* **What you need to do**: Where a line of the material contains the string "index", copy that line.

# START OF Entries supplied

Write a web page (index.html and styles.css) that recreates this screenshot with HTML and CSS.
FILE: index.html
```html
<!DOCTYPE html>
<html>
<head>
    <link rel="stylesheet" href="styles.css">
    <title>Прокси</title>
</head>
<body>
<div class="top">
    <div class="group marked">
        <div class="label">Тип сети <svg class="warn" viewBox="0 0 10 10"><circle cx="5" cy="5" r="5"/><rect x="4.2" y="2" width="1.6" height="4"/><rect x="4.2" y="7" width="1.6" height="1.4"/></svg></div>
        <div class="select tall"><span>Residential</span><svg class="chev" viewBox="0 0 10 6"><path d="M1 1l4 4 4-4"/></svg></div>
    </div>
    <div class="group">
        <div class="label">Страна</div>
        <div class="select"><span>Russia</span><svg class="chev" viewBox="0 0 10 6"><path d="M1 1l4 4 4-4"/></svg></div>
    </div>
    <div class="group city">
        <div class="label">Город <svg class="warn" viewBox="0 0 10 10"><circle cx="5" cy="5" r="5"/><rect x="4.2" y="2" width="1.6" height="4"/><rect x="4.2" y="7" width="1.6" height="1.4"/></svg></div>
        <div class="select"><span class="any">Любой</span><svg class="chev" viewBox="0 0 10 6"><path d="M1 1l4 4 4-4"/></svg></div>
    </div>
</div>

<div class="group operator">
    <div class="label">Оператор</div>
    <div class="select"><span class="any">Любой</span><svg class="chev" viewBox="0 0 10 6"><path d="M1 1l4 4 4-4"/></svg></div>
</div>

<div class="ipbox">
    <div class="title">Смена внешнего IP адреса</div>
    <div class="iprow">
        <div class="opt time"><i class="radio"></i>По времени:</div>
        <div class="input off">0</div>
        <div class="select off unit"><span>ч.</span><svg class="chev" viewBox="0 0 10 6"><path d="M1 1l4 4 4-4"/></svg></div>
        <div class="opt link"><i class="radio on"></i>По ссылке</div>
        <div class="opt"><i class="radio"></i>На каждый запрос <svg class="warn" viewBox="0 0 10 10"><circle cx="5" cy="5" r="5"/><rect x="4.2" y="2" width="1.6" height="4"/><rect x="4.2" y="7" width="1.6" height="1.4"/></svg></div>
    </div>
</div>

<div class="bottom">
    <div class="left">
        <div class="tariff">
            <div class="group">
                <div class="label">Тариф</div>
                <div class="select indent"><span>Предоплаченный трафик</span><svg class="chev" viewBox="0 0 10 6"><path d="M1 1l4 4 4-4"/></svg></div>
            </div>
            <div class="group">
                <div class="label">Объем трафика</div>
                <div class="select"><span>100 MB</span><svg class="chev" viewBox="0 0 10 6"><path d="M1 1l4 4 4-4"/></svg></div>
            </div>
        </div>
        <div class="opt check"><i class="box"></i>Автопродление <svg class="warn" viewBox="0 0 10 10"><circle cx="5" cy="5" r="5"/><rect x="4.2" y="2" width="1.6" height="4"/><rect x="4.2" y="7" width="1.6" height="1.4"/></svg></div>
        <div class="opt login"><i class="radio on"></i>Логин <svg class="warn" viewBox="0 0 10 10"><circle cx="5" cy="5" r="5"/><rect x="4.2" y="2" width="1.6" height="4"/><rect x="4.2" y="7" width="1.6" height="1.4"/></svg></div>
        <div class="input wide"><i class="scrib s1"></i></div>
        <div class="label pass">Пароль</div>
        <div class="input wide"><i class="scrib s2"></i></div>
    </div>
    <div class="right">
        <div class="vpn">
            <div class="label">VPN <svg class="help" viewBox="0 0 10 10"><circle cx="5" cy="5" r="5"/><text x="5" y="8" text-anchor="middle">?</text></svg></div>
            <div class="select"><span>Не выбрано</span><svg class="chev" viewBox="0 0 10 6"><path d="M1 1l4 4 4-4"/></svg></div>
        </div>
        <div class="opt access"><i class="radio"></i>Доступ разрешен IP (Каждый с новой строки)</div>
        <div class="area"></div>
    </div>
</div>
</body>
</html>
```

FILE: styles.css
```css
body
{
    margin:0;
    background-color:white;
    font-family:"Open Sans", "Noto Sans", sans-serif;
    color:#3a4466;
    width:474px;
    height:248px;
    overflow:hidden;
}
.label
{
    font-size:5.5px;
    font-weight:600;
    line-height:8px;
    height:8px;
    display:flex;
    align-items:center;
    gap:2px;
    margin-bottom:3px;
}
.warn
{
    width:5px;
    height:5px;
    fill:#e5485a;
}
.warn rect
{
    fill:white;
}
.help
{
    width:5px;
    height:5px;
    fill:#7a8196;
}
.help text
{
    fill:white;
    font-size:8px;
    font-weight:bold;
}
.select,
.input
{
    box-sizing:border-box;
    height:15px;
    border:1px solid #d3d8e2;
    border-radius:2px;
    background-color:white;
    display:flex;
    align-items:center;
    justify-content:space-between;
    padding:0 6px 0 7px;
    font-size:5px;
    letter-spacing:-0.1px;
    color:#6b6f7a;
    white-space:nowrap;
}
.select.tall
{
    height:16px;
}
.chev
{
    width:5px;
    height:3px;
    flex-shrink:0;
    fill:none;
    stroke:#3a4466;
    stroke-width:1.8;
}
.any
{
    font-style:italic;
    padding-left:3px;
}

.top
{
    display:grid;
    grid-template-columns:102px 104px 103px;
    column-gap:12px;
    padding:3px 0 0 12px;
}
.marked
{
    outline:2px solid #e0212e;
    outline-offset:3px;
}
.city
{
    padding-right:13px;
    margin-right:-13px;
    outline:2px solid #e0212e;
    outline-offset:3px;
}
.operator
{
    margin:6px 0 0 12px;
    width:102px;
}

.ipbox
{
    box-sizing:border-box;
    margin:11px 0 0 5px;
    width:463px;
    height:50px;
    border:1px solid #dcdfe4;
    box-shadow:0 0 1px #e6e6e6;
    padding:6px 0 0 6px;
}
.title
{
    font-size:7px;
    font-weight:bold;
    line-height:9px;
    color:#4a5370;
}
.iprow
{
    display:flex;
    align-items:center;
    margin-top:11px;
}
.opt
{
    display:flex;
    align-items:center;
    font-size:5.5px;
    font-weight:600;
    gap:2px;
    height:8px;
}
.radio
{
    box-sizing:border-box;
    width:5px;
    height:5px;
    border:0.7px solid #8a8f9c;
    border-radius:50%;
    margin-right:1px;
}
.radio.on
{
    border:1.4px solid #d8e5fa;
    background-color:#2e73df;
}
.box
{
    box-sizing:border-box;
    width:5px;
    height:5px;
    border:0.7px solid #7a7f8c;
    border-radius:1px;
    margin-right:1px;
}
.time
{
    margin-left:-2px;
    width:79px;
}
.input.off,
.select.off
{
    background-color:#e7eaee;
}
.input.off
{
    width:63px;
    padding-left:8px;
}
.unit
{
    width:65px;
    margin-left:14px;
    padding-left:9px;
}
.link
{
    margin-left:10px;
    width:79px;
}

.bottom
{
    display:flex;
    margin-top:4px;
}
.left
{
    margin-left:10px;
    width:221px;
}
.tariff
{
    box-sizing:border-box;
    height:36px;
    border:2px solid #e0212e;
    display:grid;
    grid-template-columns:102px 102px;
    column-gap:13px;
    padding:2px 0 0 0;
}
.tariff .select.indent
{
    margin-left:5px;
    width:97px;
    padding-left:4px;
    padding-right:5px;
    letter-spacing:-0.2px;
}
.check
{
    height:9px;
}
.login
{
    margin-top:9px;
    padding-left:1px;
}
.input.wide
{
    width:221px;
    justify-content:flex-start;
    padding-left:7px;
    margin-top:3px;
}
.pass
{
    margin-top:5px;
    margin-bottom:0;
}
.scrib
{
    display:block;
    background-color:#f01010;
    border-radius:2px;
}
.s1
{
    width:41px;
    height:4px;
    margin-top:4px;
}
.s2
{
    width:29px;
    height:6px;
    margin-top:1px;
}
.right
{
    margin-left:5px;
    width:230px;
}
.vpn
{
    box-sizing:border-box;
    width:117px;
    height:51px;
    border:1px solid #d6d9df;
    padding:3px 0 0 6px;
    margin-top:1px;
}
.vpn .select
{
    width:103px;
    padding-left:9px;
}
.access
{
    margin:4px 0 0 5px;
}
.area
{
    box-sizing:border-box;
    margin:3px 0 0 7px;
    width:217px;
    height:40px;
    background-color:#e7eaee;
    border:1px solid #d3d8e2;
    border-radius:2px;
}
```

# END OF Entries supplied
# START OF Entries supplied

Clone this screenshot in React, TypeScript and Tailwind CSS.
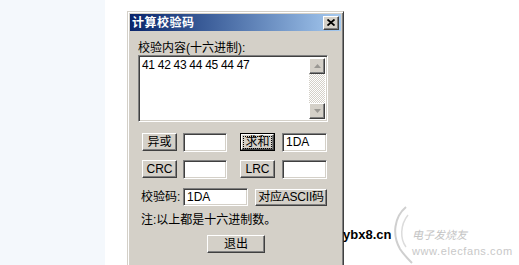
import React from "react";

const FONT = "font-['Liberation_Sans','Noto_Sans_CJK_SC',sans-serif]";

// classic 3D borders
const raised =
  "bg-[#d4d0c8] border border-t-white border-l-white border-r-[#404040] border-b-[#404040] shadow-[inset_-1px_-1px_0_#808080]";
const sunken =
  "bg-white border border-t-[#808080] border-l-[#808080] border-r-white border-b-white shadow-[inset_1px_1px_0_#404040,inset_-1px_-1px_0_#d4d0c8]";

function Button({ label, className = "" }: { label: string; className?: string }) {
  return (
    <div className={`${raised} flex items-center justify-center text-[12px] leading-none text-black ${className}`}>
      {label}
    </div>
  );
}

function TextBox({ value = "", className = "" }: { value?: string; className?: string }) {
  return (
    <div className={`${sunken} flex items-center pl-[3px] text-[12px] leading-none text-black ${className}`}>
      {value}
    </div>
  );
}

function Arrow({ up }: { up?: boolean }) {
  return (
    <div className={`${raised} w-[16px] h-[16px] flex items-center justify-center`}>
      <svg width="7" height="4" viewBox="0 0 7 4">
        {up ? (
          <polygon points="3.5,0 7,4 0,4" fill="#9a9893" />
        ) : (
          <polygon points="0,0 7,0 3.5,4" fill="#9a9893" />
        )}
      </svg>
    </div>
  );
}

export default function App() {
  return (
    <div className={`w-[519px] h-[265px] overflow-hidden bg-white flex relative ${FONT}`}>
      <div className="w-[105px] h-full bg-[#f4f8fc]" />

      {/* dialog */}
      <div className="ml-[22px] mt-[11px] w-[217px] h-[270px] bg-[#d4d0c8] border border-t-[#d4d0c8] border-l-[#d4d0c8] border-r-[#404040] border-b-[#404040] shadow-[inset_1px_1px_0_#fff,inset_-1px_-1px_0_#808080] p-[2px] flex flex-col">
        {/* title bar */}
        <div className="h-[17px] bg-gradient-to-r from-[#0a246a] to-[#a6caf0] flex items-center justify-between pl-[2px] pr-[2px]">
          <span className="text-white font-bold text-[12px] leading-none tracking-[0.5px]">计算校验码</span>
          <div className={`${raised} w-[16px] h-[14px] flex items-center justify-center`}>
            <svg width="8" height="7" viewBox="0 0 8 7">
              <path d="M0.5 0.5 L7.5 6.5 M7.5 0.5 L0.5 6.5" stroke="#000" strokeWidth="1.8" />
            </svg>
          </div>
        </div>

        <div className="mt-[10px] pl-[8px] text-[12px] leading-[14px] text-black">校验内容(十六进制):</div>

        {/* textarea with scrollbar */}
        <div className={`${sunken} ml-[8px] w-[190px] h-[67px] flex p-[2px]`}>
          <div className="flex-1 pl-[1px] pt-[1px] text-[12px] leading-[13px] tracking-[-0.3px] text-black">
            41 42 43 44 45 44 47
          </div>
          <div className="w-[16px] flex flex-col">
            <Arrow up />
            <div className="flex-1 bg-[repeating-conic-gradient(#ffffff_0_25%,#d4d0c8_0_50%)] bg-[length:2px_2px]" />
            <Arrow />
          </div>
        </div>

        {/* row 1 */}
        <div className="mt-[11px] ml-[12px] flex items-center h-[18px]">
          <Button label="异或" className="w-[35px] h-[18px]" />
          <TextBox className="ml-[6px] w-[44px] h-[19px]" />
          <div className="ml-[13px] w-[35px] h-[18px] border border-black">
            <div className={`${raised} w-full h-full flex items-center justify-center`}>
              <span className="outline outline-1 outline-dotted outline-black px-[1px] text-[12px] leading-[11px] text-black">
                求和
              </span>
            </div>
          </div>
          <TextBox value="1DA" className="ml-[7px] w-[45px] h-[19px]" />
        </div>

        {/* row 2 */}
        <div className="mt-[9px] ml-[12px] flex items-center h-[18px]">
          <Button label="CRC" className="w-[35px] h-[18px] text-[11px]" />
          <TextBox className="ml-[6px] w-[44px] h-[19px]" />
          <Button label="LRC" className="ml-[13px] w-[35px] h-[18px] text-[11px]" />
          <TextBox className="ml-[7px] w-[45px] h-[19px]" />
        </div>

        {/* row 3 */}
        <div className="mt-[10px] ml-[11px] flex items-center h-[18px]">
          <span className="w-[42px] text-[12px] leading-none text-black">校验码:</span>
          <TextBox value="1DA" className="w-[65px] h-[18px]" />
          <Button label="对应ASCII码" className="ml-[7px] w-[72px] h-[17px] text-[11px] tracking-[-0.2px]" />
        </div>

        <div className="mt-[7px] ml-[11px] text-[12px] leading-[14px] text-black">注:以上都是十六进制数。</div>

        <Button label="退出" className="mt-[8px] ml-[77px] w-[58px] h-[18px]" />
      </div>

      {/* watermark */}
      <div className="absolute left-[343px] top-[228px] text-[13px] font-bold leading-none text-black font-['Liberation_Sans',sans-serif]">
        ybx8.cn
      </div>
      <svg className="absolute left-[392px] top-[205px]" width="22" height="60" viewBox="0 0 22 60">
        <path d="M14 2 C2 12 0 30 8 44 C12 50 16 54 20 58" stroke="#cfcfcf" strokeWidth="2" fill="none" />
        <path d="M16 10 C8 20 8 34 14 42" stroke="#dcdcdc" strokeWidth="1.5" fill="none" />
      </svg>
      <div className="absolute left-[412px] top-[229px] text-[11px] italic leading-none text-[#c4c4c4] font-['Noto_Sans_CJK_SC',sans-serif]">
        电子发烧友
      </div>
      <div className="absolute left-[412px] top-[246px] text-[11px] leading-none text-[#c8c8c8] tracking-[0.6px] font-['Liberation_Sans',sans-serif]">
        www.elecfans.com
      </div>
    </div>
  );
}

# END OF Entries supplied

* **Full solution**:
Write a web page (index.html and styles.css) that recreates this screenshot with HTML and CSS.
FILE: index.html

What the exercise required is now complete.